Authors: Kangning Huang*, Yale University
Topics: Climatology and Meteorology, Urban Geography, Spatial Analysis & Modeling
Keywords: Urban Heat Island, Regional Climate, Urbanization, Spatial Regression
Session Type: Paper
Start / End Time: 10:00 AM / 11:40 AM
Room: Napoleon B1, Sheraton 3rd Floor
Presentation File: No File Uploaded
Many studies have showed that the intensity of urban heat island (UHI) effect is positively correlated with city size. As the global urban population is expected to grow by ~2.7 billion, the well-established UHI-size relationship suggests that UHI intensity will likely be strengthened across the world. In addition to its enormous magnitude, contemporary urbanization has another important characteristic, that is the emergence of mega-urban regions (MURs), extended metropolitan areas that encompass multiple cities, such as the Boston-Washington corridor, the Pearl River Delta Metropolitan Area, and the Tokyo-Yokohama region. However, despite the well-documented trends of urban areas merging into MURs, little is known about how the UHI intensities of these nearby cities will affect each other. To explore this spatial dependency, the paper uses spatial regression technique to analyze UHIs of MURs across the world. The extents of urban areas are delineated with the Global Human Settlement Layer dataset, the UHI intensities are measured by MODIS land surface temperature (LST) products, and the spatial lag model is applied to analyze the spatial dependency of UHIs.

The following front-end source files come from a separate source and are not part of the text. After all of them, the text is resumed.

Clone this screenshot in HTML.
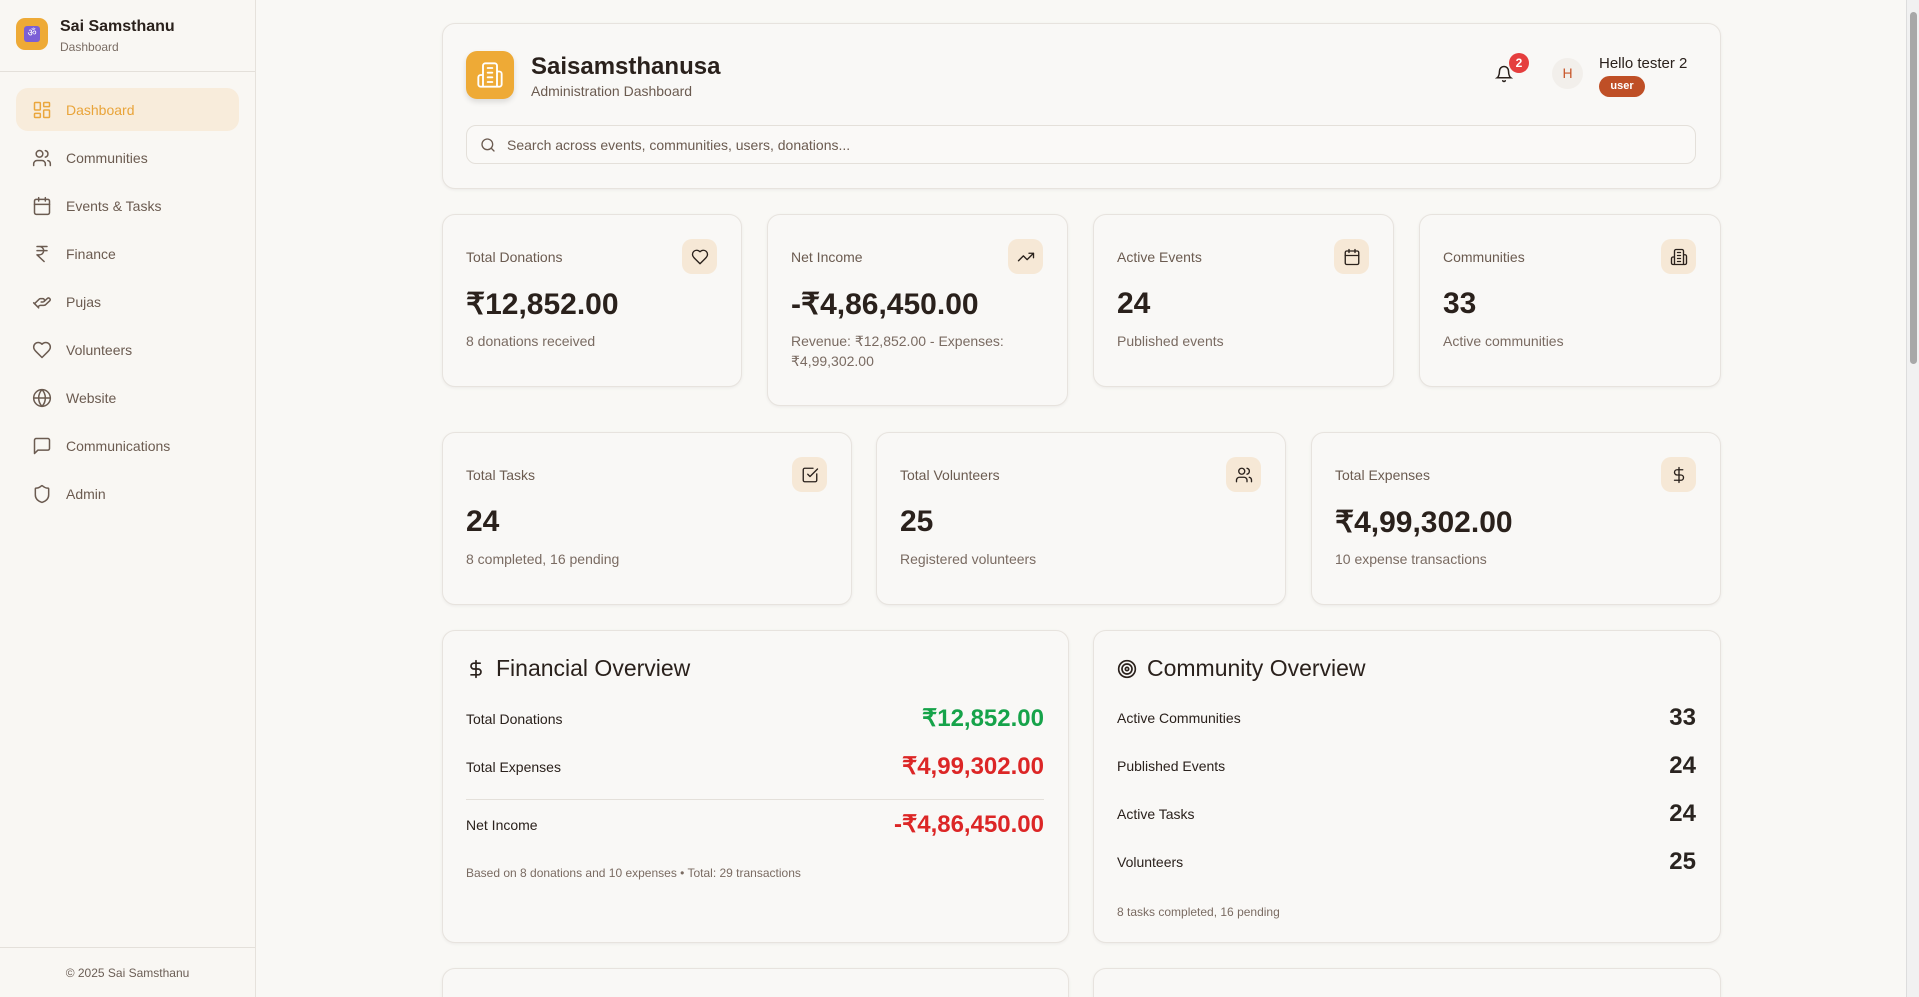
<!DOCTYPE html>
<html><head><meta charset="utf-8"><style>
*{box-sizing:border-box;margin:0;padding:0}
html{width:1919px;height:997px;overflow:hidden}
body{width:1919px;height:997px;overflow:hidden;background:#f9f8f5;font-family:"Liberation Sans",sans-serif;color:#2a2420;position:relative}
.wrap{position:absolute;left:0;top:0;width:1919px;height:997px;overflow:hidden}
.sb{position:absolute;left:0;top:0;width:256px;height:997px;border-right:1px solid #e6e2dc;background:#f9f7f3}
.sbh{height:72px;border-bottom:1px solid #e4e0da;position:relative}
.logo{position:absolute;left:16px;top:18px;width:32px;height:32px;border-radius:9px;background:#eeaa36;display:flex;align-items:center;justify-content:center}
.logo span{width:16px;height:16px;background:#7b5fd6;border-radius:3px;color:#fff;font-size:10px;text-align:center;line-height:16px}
.t1{position:absolute;left:60px;top:18px;font-size:16px;font-weight:bold;color:#2a211c}
.t2{position:absolute;left:60px;top:40px;font-size:12px;color:#7a6d64}
.nav{position:absolute;left:16px;top:88px;width:223px}
.ni{height:43px;margin-bottom:5px;display:flex;align-items:center;padding-left:16px;font-size:14px;color:#6b5b50;border-radius:12px}
.ni svg{width:20px;height:20px;margin-right:14px;fill:none;stroke:#6b5b50;stroke-width:1.8;stroke-linecap:round;stroke-linejoin:round}
.ni.a{background:#f8ecdb;color:#e9a43a}
.ni.a svg{stroke:#eaa63c}
.sbf{position:absolute;left:0;bottom:0;width:255px;height:50px;border-top:1px solid #e4e0da;font-size:12px;color:#6b5e55;text-align:center;line-height:50px}
.card{position:absolute;background:#f9f8f6;border:1px solid #e7e3de;border-radius:13px;box-shadow:0 1px 3px rgba(0,0,0,.06)}
.lbl{position:absolute;left:23px;top:34px;font-size:14px;color:#6b5b50}
.val{position:absolute;left:23px;top:72px;font-size:30px;font-weight:bold;color:#2a211c}
.sub{position:absolute;left:23px;top:116px;font-size:14px;color:#7a6b62;line-height:20px}
.ib{position:absolute;right:24px;top:24px;width:35px;height:35px;border-radius:10px;background:#f6e8d6;display:flex;align-items:center;justify-content:center}
.ib svg{width:18px;height:18px;fill:none;stroke:#2a211c;stroke-width:1.8;stroke-linecap:round;stroke-linejoin:round}
.h2{position:absolute;left:23px;top:24px;font-size:23px;color:#2a211c;display:flex;align-items:center}
.h2 svg{width:20px;height:20px;margin-right:10px;fill:none;stroke:#2a211c;stroke-width:2;stroke-linecap:round}
.row{position:absolute;left:23px;right:24px;display:flex;justify-content:space-between;align-items:center}
.row .k{font-size:14px;color:#2a211c}
.row .v{font-size:24px;font-weight:bold}
.foot{position:absolute;left:23px;font-size:12px;color:#7a6b62}
.scroll{position:absolute;right:0;top:0;width:13px;height:997px;background:#f1f1f1;border-left:1px solid #ddd}
.thumb{position:absolute;left:3px;top:12px;width:7px;height:352px;background:#a8a8a8;border-radius:4px}
</style></head><body><div class="wrap">
<div class="sb">
 <div class="sbh"><div class="logo"><span>ॐ</span></div><div class="t1">Sai Samsthanu</div><div class="t2">Dashboard</div></div>
 <div class="nav">
  <div class="ni a"><svg viewBox="0 0 24 24"><rect x="3" y="3" width="7" height="9" rx="1"/><rect x="14" y="3" width="7" height="5" rx="1"/><rect x="14" y="12" width="7" height="9" rx="1"/><rect x="3" y="16" width="7" height="5" rx="1"/></svg>Dashboard</div>
  <div class="ni"><svg viewBox="0 0 24 24"><circle cx="9" cy="7" r="4"/><path d="M2 21v-2a4 4 0 0 1 4-4h6a4 4 0 0 1 4 4v2M16 3.1a4 4 0 0 1 0 7.8M22 21v-2a4 4 0 0 0-3-3.9"/></svg>Communities</div>
  <div class="ni"><svg viewBox="0 0 24 24"><rect x="3" y="4" width="18" height="18" rx="2"/><path d="M16 2v4M8 2v4M3 10h18"/></svg>Events &amp; Tasks</div>
  <div class="ni"><svg viewBox="0 0 24 24"><path d="M6 3h12M6 8h12M6 13l8.5 8M6 13h3a5 5 0 0 0 0-10"/></svg>Finance</div>
  <div class="ni"><svg viewBox="0 0 24 24"><path d="M11 12h2a2 2 0 1 0 0-4h-3c-.6 0-1.1.2-1.4.6L3 14M7 18l1.6-1.4c.3-.4.8-.6 1.4-.6h4c1.1 0 2.1-.4 2.8-1.2l4.6-4.4a2 2 0 0 0-2.8-2.8l-4.2 3.9M2 13l6 6"/></svg>Pujas</div>
  <div class="ni"><svg viewBox="0 0 24 24"><path d="M19 14c1.5-1.5 3-3.2 3-5.5A5.5 5.5 0 0 0 16.5 3c-1.8 0-3 .5-4.5 2-1.5-1.5-2.7-2-4.5-2A5.5 5.5 0 0 0 2 8.5c0 2.3 1.5 4 3 5.5l7 7Z"/></svg>Volunteers</div>
  <div class="ni"><svg viewBox="0 0 24 24"><circle cx="12" cy="12" r="10"/><path d="M12 2a14.5 14.5 0 0 0 0 20 14.5 14.5 0 0 0 0-20M2 12h20"/></svg>Website</div>
  <div class="ni"><svg viewBox="0 0 24 24"><path d="M21 15a2 2 0 0 1-2 2H7l-4 4V5a2 2 0 0 1 2-2h14a2 2 0 0 1 2 2z"/></svg>Communications</div>
  <div class="ni"><svg viewBox="0 0 24 24"><path d="M20 13c0 5-3.5 7.5-7.7 9a1 1 0 0 1-.7 0C7.5 20.5 4 18 4 13V6a1 1 0 0 1 1-1c2 0 4.5-1.2 6.2-2.7a1.2 1.2 0 0 1 1.5 0C14.5 3.8 17 5 19 5a1 1 0 0 1 1 1z"/></svg>Admin</div>
 </div>
 <div class="sbf">© 2025 Sai Samsthanu</div>
</div>

<div class="card" style="left:442px;top:23px;width:1279px;height:166px">
 <div style="position:absolute;left:23px;top:27px;width:48px;height:48px;border-radius:11px;background:#eeaa36;box-shadow:0 3px 6px rgba(0,0,0,.12);display:flex;align-items:center;justify-content:center"><svg viewBox="0 0 24 24" width="28" height="28" fill="none" stroke="#fff" stroke-width="1.6" stroke-linecap="round"><path d="M6 22V4a2 2 0 0 1 2-2h8a2 2 0 0 1 2 2v18ZM6 12H4a2 2 0 0 0-2 2v6a2 2 0 0 0 2 2h2M18 9h2a2 2 0 0 1 2 2v9a2 2 0 0 1-2 2h-2M10 6h4M10 10h4M10 14h4M10 18h4"/></svg></div>
 <div style="position:absolute;left:88px;top:29px;font-size:24px;font-weight:bold;color:#2a211c">Saisamsthanusa</div>
 <div style="position:absolute;left:88px;top:59px;font-size:14px;color:#6b5b50">Administration Dashboard</div>
 <svg style="position:absolute;left:1052px;top:41px" width="18" height="18" viewBox="0 0 24 24" fill="none" stroke="#2a211c" stroke-width="2" stroke-linecap="round"><path d="M6 8a6 6 0 0 1 12 0c0 7 3 9 3 9H3s3-2 3-9M10.3 21a1.9 1.9 0 0 0 3.4 0"/></svg>
 <div style="position:absolute;left:1066px;top:29px;width:20px;height:20px;border-radius:50%;background:#e53e3e;color:#fff;font-size:12px;font-weight:bold;text-align:center;line-height:20px">2</div>
 <div style="position:absolute;left:1109px;top:34px;width:31px;height:31px;border-radius:50%;background:#f2efeb;color:#c8562a;font-size:14px;text-align:center;line-height:31px">H</div>
 <div style="position:absolute;left:1156px;top:31px;font-size:15px;color:#2a211c">Hello tester 2</div>
 <div style="position:absolute;left:1156px;top:52px;width:46px;height:21px;border-radius:11px;background:#bf4f26;color:#fff;font-size:11px;font-weight:bold;text-align:center;line-height:21px">user</div>
 <div style="position:absolute;left:23px;top:101px;width:1230px;height:39px;border:1px solid #e4e0da;border-radius:10px;background:#faf9f7">
  <svg style="position:absolute;left:13px;top:11px" width="16" height="16" viewBox="0 0 24 24" fill="none" stroke="#6b5b50" stroke-width="2" stroke-linecap="round"><circle cx="11" cy="11" r="8"/><path d="m21 21-4.3-4.3"/></svg>
  <div style="position:absolute;left:40px;top:11px;font-size:14px;color:#6b5b50">Search across events, communities, users, donations...</div>
 </div>
</div>

<div class="card" style="left:442px;top:214px;width:300px;height:173px"><div class="lbl">Total Donations</div><div class="ib"><svg viewBox="0 0 24 24"><path d="M19 14c1.5-1.5 3-3.2 3-5.5A5.5 5.5 0 0 0 16.5 3c-1.8 0-3 .5-4.5 2-1.5-1.5-2.7-2-4.5-2A5.5 5.5 0 0 0 2 8.5c0 2.3 1.5 4 3 5.5l7 7Z"/></svg></div><div class="val">₹12,852.00</div><div class="sub">8 donations received</div></div>
<div class="card" style="left:767px;top:214px;width:301px;height:192px"><div class="lbl">Net Income</div><div class="ib"><svg viewBox="0 0 24 24"><path d="m22 7-8.5 8.5-5-5L2 17M16 7h6v6"/></svg></div><div class="val">-₹4,86,450.00</div><div class="sub">Revenue: ₹12,852.00 - Expenses:<br>₹4,99,302.00</div></div>
<div class="card" style="left:1093px;top:214px;width:301px;height:173px"><div class="lbl">Active Events</div><div class="ib"><svg viewBox="0 0 24 24"><rect x="3" y="4" width="18" height="18" rx="2"/><path d="M16 2v4M8 2v4M3 10h18"/></svg></div><div class="val">24</div><div class="sub">Published events</div></div>
<div class="card" style="left:1419px;top:214px;width:302px;height:173px"><div class="lbl">Communities</div><div class="ib"><svg viewBox="0 0 24 24"><path d="M6 22V4a2 2 0 0 1 2-2h8a2 2 0 0 1 2 2v18ZM6 12H4a2 2 0 0 0-2 2v6a2 2 0 0 0 2 2h2M18 9h2a2 2 0 0 1 2 2v9a2 2 0 0 1-2 2h-2M10 6h4M10 10h4M10 14h4M10 18h4"/></svg></div><div class="val">33</div><div class="sub">Active communities</div></div>

<div class="card" style="left:442px;top:432px;width:410px;height:173px"><div class="lbl">Total Tasks</div><div class="ib"><svg viewBox="0 0 24 24"><path d="M21 10.5V19a2 2 0 0 1-2 2H5a2 2 0 0 1-2-2V5a2 2 0 0 1 2-2h11M9 11l3 3L22 4"/></svg></div><div class="val">24</div><div class="sub">8 completed, 16 pending</div></div>
<div class="card" style="left:876px;top:432px;width:410px;height:173px"><div class="lbl">Total Volunteers</div><div class="ib"><svg viewBox="0 0 24 24"><circle cx="9" cy="7" r="4"/><path d="M2 21v-2a4 4 0 0 1 4-4h6a4 4 0 0 1 4 4v2M16 3.1a4 4 0 0 1 0 7.8M22 21v-2a4 4 0 0 0-3-3.9"/></svg></div><div class="val">25</div><div class="sub">Registered volunteers</div></div>
<div class="card" style="left:1311px;top:432px;width:410px;height:173px"><div class="lbl">Total Expenses</div><div class="ib"><svg viewBox="0 0 24 24"><path d="M12 2v20M17 5H9.5a3.5 3.5 0 0 0 0 7h5a3.5 3.5 0 0 1 0 7H6"/></svg></div><div class="val">₹4,99,302.00</div><div class="sub">10 expense transactions</div></div>

<div class="card" style="left:442px;top:630px;width:627px;height:313px">
 <div class="h2"><svg viewBox="0 0 24 24"><path d="M12 2v20M17 5H9.5a3.5 3.5 0 0 0 0 7h5a3.5 3.5 0 0 1 0 7H6"/></svg>Financial Overview</div>
 <div class="row" style="top:73px"><span class="k">Total Donations</span><span class="v" style="color:#16a34a">₹12,852.00</span></div>
 <div class="row" style="top:121px"><span class="k">Total Expenses</span><span class="v" style="color:#dc2626">₹4,99,302.00</span></div>
 <div style="position:absolute;left:23px;right:24px;top:168px;border-top:1px solid #e4e0da"></div>
 <div class="row" style="top:179px"><span class="k">Net Income</span><span class="v" style="color:#dc2626">-₹4,86,450.00</span></div>
 <div class="foot" style="top:235px">Based on 8 donations and 10 expenses • Total: 29 transactions</div>
</div>
<div class="card" style="left:1093px;top:630px;width:628px;height:313px">
 <div class="h2"><svg viewBox="0 0 24 24"><circle cx="12" cy="12" r="10"/><circle cx="12" cy="12" r="6"/><circle cx="12" cy="12" r="2"/></svg>Community Overview</div>
 <div class="row" style="top:73px"><span class="k">Active Communities</span><span class="v">33</span></div>
 <div class="row" style="top:121px"><span class="k">Published Events</span><span class="v">24</span></div>
 <div class="row" style="top:169px"><span class="k">Active Tasks</span><span class="v">24</span></div>
 <div class="row" style="top:217px"><span class="k">Volunteers</span><span class="v">25</span></div>
 <div class="foot" style="top:274px">8 tasks completed, 16 pending</div>
</div>
<div class="card" style="left:442px;top:968px;width:627px;height:60px"></div>
<div class="card" style="left:1093px;top:968px;width:628px;height:60px"></div>
<div class="scroll"><div class="thumb"></div></div>
</div></body></html>
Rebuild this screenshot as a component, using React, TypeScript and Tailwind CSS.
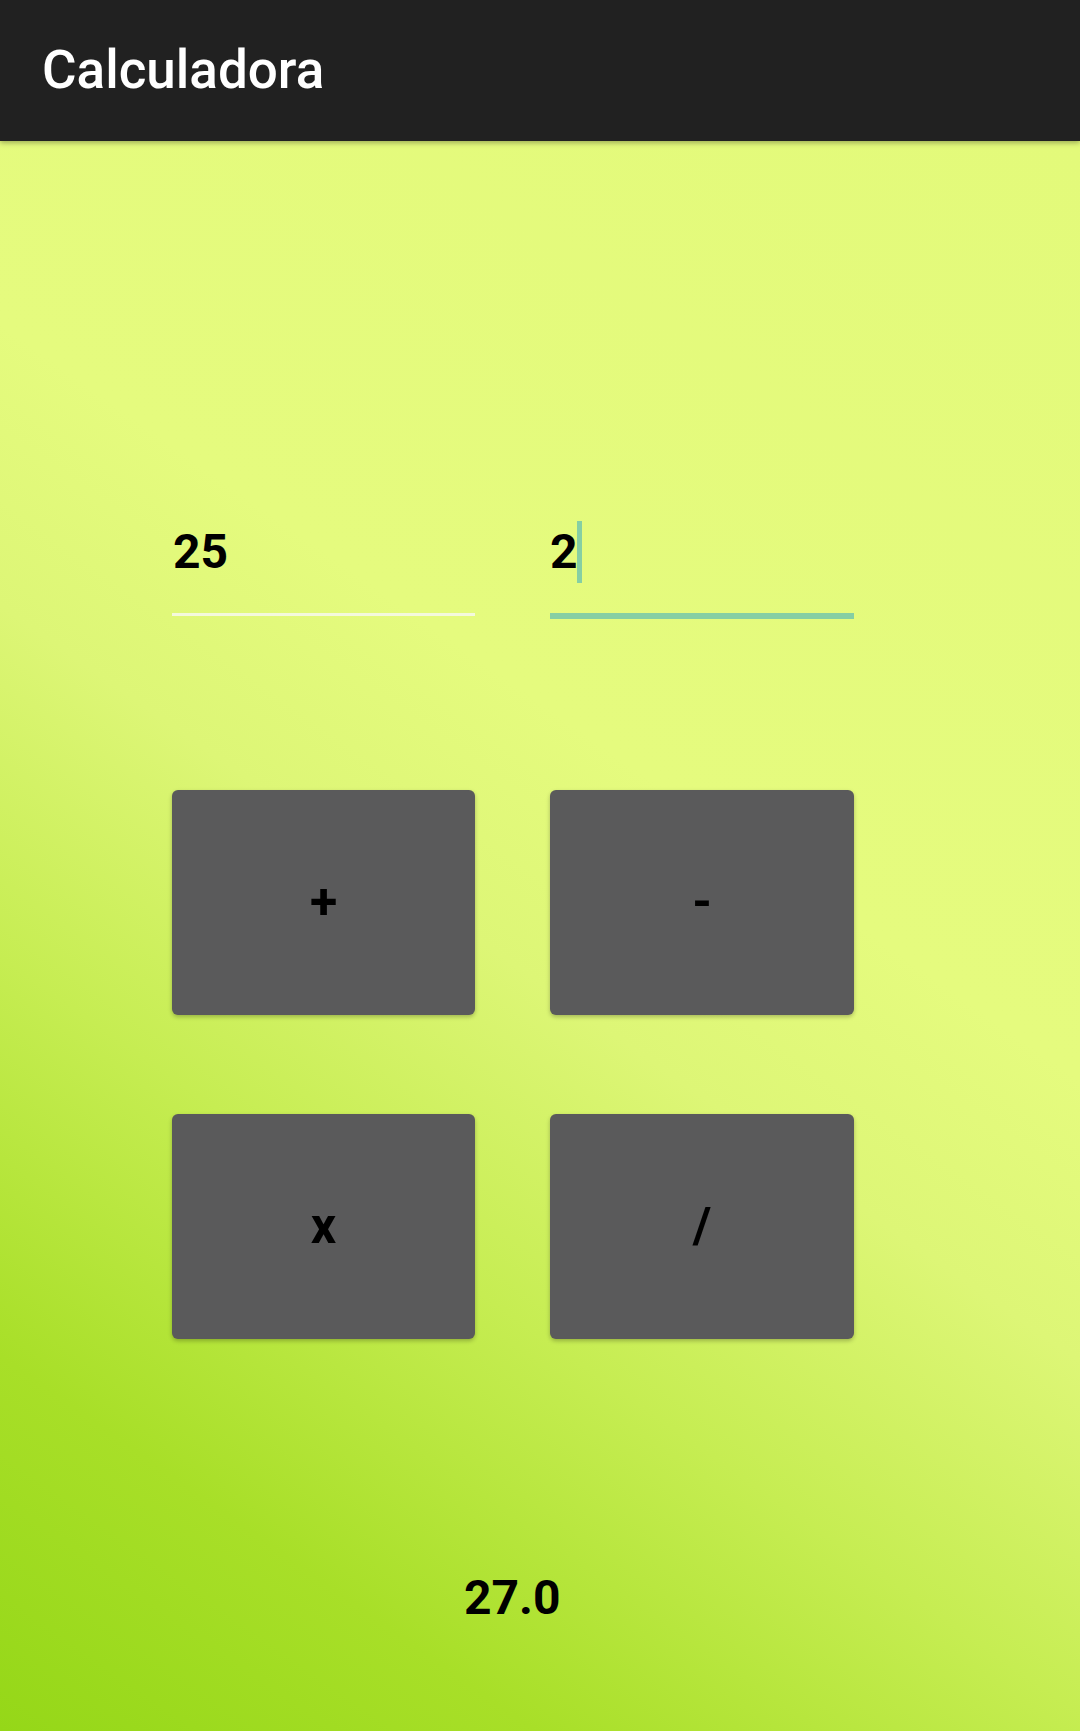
import React from "react";

export default function App() {
  return (
    <div className="w-[1080px] h-[1731px] flex flex-col overflow-hidden font-['Roboto','Liberation_Sans',sans-serif]">
      <div className="relative z-10 h-[141px] shrink-0 bg-[#212121] flex items-center pl-[42px] shadow-[0_2px_5px_rgba(0,0,0,0.3)]">
        <span className="text-white text-[53px] font-medium leading-none">Calculadora</span>
      </div>
      <div className="flex-1 flex flex-col bg-[linear-gradient(35deg,#95d718_0%,#a8df28_16%,#c6ed52_33%,#ddf676_48%,#e5fb7e_60%,#e3fa7a_100%)] pl-[172px]">
        <div className="flex gap-[75px] items-start mt-[382px]">
          <div className="w-[303px] flex flex-col">
            <div className="h-[58px] flex items-center text-[48px] font-bold text-black pl-[1px]">25</div>
            <div className="mt-[32px] h-[3px] bg-[#f4f9dc]" />
          </div>
          <div className="w-[304px] flex flex-col">
            <div className="h-[58px] flex items-center text-[48px] font-bold text-black">
              <span>2</span>
              <span className="w-[5px] h-[62px] shrink-0 bg-[#86cfa3] -ml-[1px]" />
            </div>
            <div className="mt-[32px] h-[6px] bg-[#86cfa3]" />
          </div>
        </div>
        <div className="grid grid-cols-[303px_304px] gap-x-[75px] gap-y-[99px] mt-[171px]">
          {["+", "-", "x", "/"].map((s) => (
            <div
              key={s}
              className="h-[225px] rounded-[6px] bg-[#5a5a5b] shadow-[0_2px_4px_rgba(0,0,0,0.25)] flex items-center justify-center text-[50px] font-bold text-black"
            >
              {s}
            </div>
          ))}
        </div>
        <div className="mt-[230px] pl-[292px] text-[48px] leading-[58px] font-bold text-black">27.0</div>
      </div>
    </div>
  );
}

The spatial regression model that considers the nearby effect of UHIs performs better (r2=0.72) than the non-spatial regression model (r2=0.60) or daytime UHIs. Yet, the performance improved (spatial: r2=0.76, non-spatial: r2=0.75) is not obvious for nighttime UHIs, suggesting little spatial lag effects exist in the evening. Our results suggest that regional coordination effects are necessary in mitigation of UHI effects.